Parser/token.c
cpython 3.14 @ ab2d84fe1023/Parser/token.c
Auto-generated by Tools/build/generate_token.py from
Grammar/Tokens. The file holds the token-kind string table and three
operator-lookup helpers. Tiny at 250 lines, but it is the canonical
list of token kinds the rest of the front end depends on.
Map
| Lines | Symbol | Role | gopy |
|---|---|---|---|
| 8-79 | _PyParser_TokenNames[] | String table indexed by token kind. | parser/token/names.go:Names |
| 83-113 | _PyToken_OneChar | Single-char operator dispatch. | parser/token/lookup.go:OneChar |
| 115-197 | _PyToken_TwoChars | Two-char operator dispatch. | parser/token/lookup.go:TwoChars |
| 199-250 | _PyToken_ThreeChars | Three-char operator dispatch. | parser/token/lookup.go:ThreeChars |
Reading
_PyParser_TokenNames (lines 8 to 79)
cpython 3.14 @ ab2d84fe1023/Parser/token.c#L8-79
A flat const char * array indexed by the token-kind enum from
Include/internal/pycore_token.h. The order matters: the lexer
returns indices into this array, and tokenize.py uses the same
ordering when round-tripping source.
const char * const _PyParser_TokenNames[] = {
"ENDMARKER",
"NAME",
"NUMBER",
"STRING",
"NEWLINE",
"INDENT",
"DEDENT",
...
"EXCLAMATION", /* line 63: f-string conversion suffix (3.12+) */
...
"FSTRING_START", /* line 68 */
"FSTRING_MIDDLE",
"FSTRING_END",
"TSTRING_START", /* line 71: PEP 750 template strings */
"TSTRING_MIDDLE",
"TSTRING_END",
"COMMENT",
"NL",
"<ERRORTOKEN>",
"<ENCODING>",
"<N_TOKENS>",
};
The three sentinels at the tail are not real tokens. <ENCODING> is
emitted at most once, as the first token from the file tokenizer, and
carries the source encoding name. <ERRORTOKEN> is what the lexer
returns when it cannot recognise the next character. <N_TOKENS> is
the count and never appears in token streams.

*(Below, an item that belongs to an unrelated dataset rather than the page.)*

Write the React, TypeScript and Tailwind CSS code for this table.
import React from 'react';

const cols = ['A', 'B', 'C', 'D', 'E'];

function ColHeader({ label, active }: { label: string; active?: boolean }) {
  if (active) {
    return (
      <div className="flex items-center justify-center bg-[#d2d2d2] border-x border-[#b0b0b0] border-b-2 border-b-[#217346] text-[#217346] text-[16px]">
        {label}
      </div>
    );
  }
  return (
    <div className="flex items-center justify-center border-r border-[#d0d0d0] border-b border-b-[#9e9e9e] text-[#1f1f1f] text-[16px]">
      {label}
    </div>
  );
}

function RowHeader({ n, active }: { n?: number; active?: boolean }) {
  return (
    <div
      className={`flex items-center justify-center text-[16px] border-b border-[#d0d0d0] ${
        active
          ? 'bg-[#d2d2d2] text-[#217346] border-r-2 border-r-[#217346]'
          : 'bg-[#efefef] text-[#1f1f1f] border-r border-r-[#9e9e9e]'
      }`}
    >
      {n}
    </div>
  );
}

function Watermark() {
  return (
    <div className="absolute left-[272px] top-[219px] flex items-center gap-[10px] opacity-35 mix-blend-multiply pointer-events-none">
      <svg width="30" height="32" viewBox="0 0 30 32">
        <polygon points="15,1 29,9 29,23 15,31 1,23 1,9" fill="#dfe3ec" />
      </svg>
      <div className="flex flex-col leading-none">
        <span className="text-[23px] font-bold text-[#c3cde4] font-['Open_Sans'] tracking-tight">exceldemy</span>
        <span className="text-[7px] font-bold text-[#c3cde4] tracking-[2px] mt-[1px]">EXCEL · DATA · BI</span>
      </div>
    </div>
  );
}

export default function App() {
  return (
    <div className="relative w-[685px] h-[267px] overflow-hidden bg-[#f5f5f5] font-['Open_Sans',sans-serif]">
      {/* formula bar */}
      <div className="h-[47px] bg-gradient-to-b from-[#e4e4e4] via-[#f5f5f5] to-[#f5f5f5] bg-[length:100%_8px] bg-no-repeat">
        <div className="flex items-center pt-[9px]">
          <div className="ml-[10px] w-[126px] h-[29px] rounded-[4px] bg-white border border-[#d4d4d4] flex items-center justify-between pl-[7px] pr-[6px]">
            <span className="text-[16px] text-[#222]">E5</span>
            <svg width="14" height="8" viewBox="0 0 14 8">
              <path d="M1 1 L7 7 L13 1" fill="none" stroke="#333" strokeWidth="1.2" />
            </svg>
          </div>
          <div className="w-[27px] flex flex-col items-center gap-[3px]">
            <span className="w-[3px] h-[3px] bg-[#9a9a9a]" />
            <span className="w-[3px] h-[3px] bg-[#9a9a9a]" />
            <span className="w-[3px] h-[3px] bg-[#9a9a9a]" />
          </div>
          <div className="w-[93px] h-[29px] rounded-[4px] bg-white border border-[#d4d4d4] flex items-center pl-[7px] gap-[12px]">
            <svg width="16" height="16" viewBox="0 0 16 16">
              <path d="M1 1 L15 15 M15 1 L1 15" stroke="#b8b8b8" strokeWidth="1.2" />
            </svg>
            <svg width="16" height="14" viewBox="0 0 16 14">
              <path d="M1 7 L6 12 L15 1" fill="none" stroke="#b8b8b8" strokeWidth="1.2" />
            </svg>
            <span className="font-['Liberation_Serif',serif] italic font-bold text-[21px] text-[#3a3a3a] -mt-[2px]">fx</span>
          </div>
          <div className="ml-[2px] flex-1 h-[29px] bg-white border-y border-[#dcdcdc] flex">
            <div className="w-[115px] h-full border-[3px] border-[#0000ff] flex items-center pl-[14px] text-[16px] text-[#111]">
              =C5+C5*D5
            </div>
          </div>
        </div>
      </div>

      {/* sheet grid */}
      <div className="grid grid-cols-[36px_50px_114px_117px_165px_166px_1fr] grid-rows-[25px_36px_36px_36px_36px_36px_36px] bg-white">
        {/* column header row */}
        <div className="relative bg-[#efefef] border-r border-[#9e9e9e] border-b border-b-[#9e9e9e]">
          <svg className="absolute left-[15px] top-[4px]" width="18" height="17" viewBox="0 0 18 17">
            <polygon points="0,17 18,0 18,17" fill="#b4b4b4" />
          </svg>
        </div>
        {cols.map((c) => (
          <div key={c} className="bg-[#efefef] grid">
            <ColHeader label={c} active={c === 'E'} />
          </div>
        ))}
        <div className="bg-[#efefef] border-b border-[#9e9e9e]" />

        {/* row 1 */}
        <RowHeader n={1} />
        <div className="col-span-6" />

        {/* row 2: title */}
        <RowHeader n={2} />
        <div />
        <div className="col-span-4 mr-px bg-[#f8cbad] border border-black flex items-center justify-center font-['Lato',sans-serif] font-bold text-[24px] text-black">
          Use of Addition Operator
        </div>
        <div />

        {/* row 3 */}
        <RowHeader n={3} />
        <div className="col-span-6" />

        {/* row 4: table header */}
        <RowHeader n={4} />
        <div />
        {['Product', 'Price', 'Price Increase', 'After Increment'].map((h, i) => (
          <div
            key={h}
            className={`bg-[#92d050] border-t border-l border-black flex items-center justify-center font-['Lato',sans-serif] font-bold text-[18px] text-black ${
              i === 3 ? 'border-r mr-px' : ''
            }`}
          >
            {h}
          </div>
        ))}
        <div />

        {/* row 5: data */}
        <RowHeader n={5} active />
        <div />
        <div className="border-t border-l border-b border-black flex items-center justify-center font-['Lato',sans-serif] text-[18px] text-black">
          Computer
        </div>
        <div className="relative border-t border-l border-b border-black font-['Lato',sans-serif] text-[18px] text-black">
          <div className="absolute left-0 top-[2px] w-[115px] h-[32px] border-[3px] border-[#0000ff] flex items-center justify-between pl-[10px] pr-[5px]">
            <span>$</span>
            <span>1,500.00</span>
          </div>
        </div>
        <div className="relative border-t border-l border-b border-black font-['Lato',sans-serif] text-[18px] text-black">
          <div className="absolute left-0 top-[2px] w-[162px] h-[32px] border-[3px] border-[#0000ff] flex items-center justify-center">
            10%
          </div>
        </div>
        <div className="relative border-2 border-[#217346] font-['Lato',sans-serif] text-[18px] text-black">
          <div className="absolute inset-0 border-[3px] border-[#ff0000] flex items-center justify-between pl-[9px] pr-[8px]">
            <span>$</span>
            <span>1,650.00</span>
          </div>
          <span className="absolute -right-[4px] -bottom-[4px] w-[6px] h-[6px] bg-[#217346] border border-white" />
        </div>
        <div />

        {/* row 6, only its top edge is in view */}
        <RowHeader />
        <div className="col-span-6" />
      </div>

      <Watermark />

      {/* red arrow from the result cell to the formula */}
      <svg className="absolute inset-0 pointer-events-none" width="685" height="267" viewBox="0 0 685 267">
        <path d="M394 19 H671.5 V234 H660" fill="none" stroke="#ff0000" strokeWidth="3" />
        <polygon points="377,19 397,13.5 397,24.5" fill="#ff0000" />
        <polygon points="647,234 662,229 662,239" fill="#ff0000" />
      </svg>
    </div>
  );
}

_PyToken_OneChar (lines 83 to 113)
cpython 3.14 @ ab2d84fe1023/Parser/token.c#L83-113
int
_PyToken_OneChar(int c1)
{
switch (c1) {
case '!': return EXCLAMATION;
case '%': return PERCENT;
case '&': return AMPER;
case '(': return LPAR;
case ')': return RPAR;
...
case '~': return TILDE;
}
return OP;
}
Twenty-three single-character operators map straight through. Anything
not listed (digits, letters, whitespace, multi-char leads such as =)

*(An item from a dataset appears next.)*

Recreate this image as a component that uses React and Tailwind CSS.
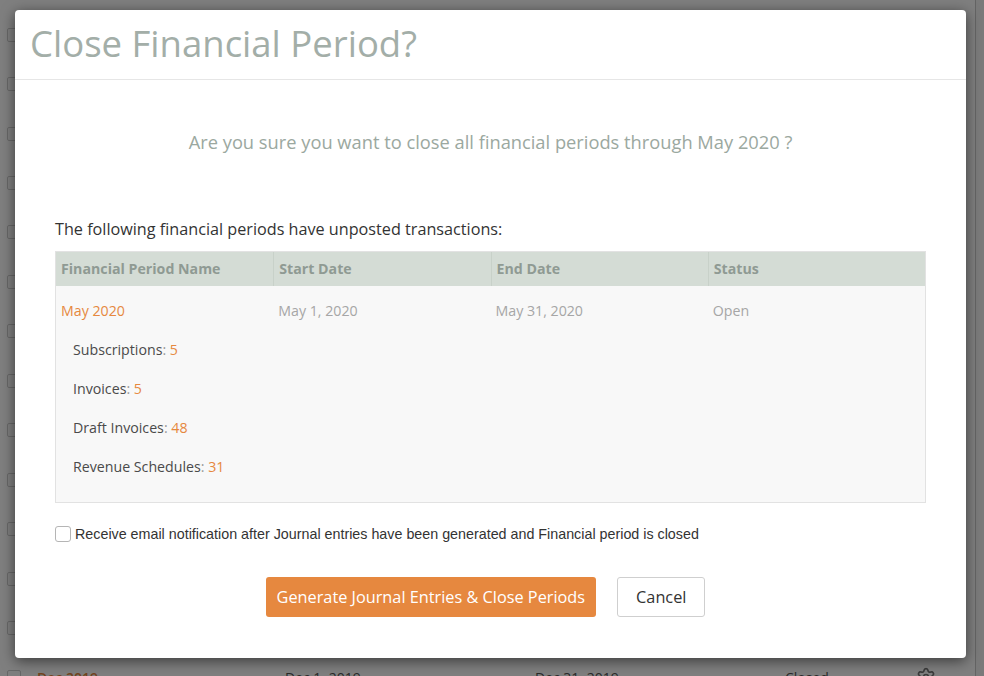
import { Settings } from 'lucide-react'

// rows of the page that sits behind the dialog; only the last one peeks out
const PAGE_ROWS = 14

const UNPOSTED = [
  { label: 'Subscriptions', count: 5 },
  { label: 'Invoices', count: 5 },
  { label: 'Draft Invoices', count: 48 },
  { label: 'Revenue Schedules', count: 31 },
]

const COLUMNS = ['Financial Period Name', 'Start Date', 'End Date', 'Status']

function PageBehind() {
  return (
    <div className="flex h-full bg-white">
      <div className="flex-1 pt-[10px]">
        {Array.from({ length: PAGE_ROWS }).map((_, i) => (
          <div key={i} className="flex items-center h-[49.45px] text-[14px] text-[#555]">
            <span className="ml-[7px] w-[14px] h-[14px] border border-[#d0d0d0] rounded-[2px] bg-white" />
            {i === PAGE_ROWS - 1 && (
              <>
                <span className="ml-[16px] w-[248px] text-[#e6883f] font-semibold">Dec 2019</span>
                <span className="w-[250px]">Dec 1, 2019</span>
                <span className="w-[250px]">Dec 31, 2019</span>
                <span className="w-[131px]">Closed</span>
                <Settings size={20} className="text-[#777]" />
              </>
            )}
          </div>
        ))}
      </div>
      <div className="w-[9px] border-l border-[#c8c8c8] bg-[#f4f4f4]" />
    </div>
  )
}

export default function App() {
  return (
    <div className="relative w-[984px] h-[676px] overflow-hidden" style={{ fontFamily: "'Open Sans', sans-serif" }}>
      <PageBehind />
      <div className="absolute inset-0 bg-black/50" />

      <div className="absolute left-[15px] top-[10px] w-[951px] h-[648px] bg-white rounded-[4px] shadow-[0_3px_14px_rgba(0,0,0,0.55)] flex flex-col">
        <div className="h-[70px] border-b border-[#e6e6e6] pl-[15px] flex items-center">
          <h1 className="text-[36.5px] text-[#a3aea8] leading-none pb-[3px]">Close Financial Period?</h1>
        </div>

        <div className="flex-1 px-[40px] flex flex-col">
          <p className="mt-[50px] text-center text-[18.3px] leading-[24px] text-[#9ba8a0]">
            Are you sure you want to close all financial periods through May 2020 ?
          </p>

          <p className="mt-[65px] text-[16.2px] leading-[21px] text-[#333]">
            The following financial periods have unposted transactions:
          </p>

          <div className="mt-[11px] border border-[#e2e2e2] bg-[#f8f8f8]">
            <div className="grid grid-cols-4 h-[34px] bg-[#d4dcd5]">
              {COLUMNS.map((c, i) => (
                <div key={c} className={`flex items-center px-[5px] text-[14.2px] font-bold text-[#8f9a93] ${i > 0 ? 'border-l border-[#c8d1c9]' : ''}`}>
                  {c}
                </div>
              ))}
            </div>
            <div className="pt-[16px] pb-[26px]">
              <div className="grid grid-cols-4 text-[14.2px] leading-[18px] text-[#a6a6a6]">
                <span className="px-[5px] text-[#e6883f]">May 2020</span>
                <span className="px-[5px]">May 1, 2020</span>
                <span className="px-[5px]">May 31, 2020</span>
                <span className="px-[5px]">Open</span>
              </div>
              <div className="pl-[17px] flex flex-col">
                {UNPOSTED.map(u => (
                  <div key={u.label} className="mt-[21px] text-[14.2px] leading-[18px] text-[#4a4a4a]">
                    {u.label}<span className="text-[#999]">:</span> <span className="text-[#e6883f]">{u.count}</span>
                  </div>
                ))}
              </div>
            </div>
          </div>

          <label className="mt-[22px] flex items-center gap-[4px] text-[14.3px] leading-[18px] text-[#333]" style={{ fontFamily: "'Liberation Sans', Arial, sans-serif" }}>
            <span className="w-[16px] h-[16px] border border-[#b5b5b5] rounded-[3px] bg-white" />
            Receive email notification after Journal entries have been generated and Financial period is closed
          </label>

          <div className="mt-[34px] flex justify-center gap-[21px] pr-[10px]">
            <button className="h-[40px] px-[11px] rounded-[3px] bg-[#e6883f] text-white text-[16.3px]">
              Generate Journal Entries &amp; Close Periods
            </button>
            <button className="h-[40px] px-[18px] rounded-[3px] bg-white border border-[#cfcfcf] text-[#333] text-[16.3px]">
              Cancel
            </button>
          </div>
        </div>
      </div>
    </div>
  )
}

falls into return OP, which the caller treats as "no one-char
match".
_PyToken_TwoChars (lines 115 to 197)
cpython 3.14 @ ab2d84fe1023/Parser/token.c#L115-197
Nested switch on c1 then c2. Three cases worth singling out:
case '<':
switch (c2) {
case '<': return LEFTSHIFT;
case '=': return LESSEQUAL;
case '>': return NOTEQUAL; /* line 166: Py2 <> kept for embedders */
}
break;
case '-':
switch (c2) {
case '=': return MINEQUAL;
case '>': return RARROW; /* line 148: return-annotation arrow */
}
break;
case ':':
switch (c2) {
case '=': return COLONEQUAL; /* line 159: walrus, PEP 572 */
}
break;
<> returns NOTEQUAL for Python 2 compatibility. The lexer rejects
<> upstream, but the helper keeps the case for embedders that call
it directly.
_PyToken_ThreeChars (lines 199 to 250)
cpython 3.14 @ ab2d84fe1023/Parser/token.c#L199-250
Five three-character operators in Python 3.14: **=, ..., //=,
<<=, >>=. The function is structured as a triple-nested switch.
case '*':
switch (c2) {
case '*':
switch (c3) {
case '=': return DOUBLESTAREQUAL;
}
break;
}
break;
case '.':
switch (c2) {
case '.':
switch (c3) {
case '.': return ELLIPSIS;
}
break;
}
break;
The lexer probes optimistically one, then two, then three characters,
keeping the first non-OP return.
gopy mirror
The Go port preserves the table layout and switch shape. Token kinds
become a type Kind int with Stringer; the string array is
generated at package init from pycore_token.h. The escalating
one/two/three-char probes live in parser/lexer/op.go, not the token
package, so the token package stays purely tabular.
Regeneration
Edit Grammar/Tokens in CPython and rerun
Tools/build/generate_token.py. gopy mirrors the same generator
output. Do not hand-edit token.c.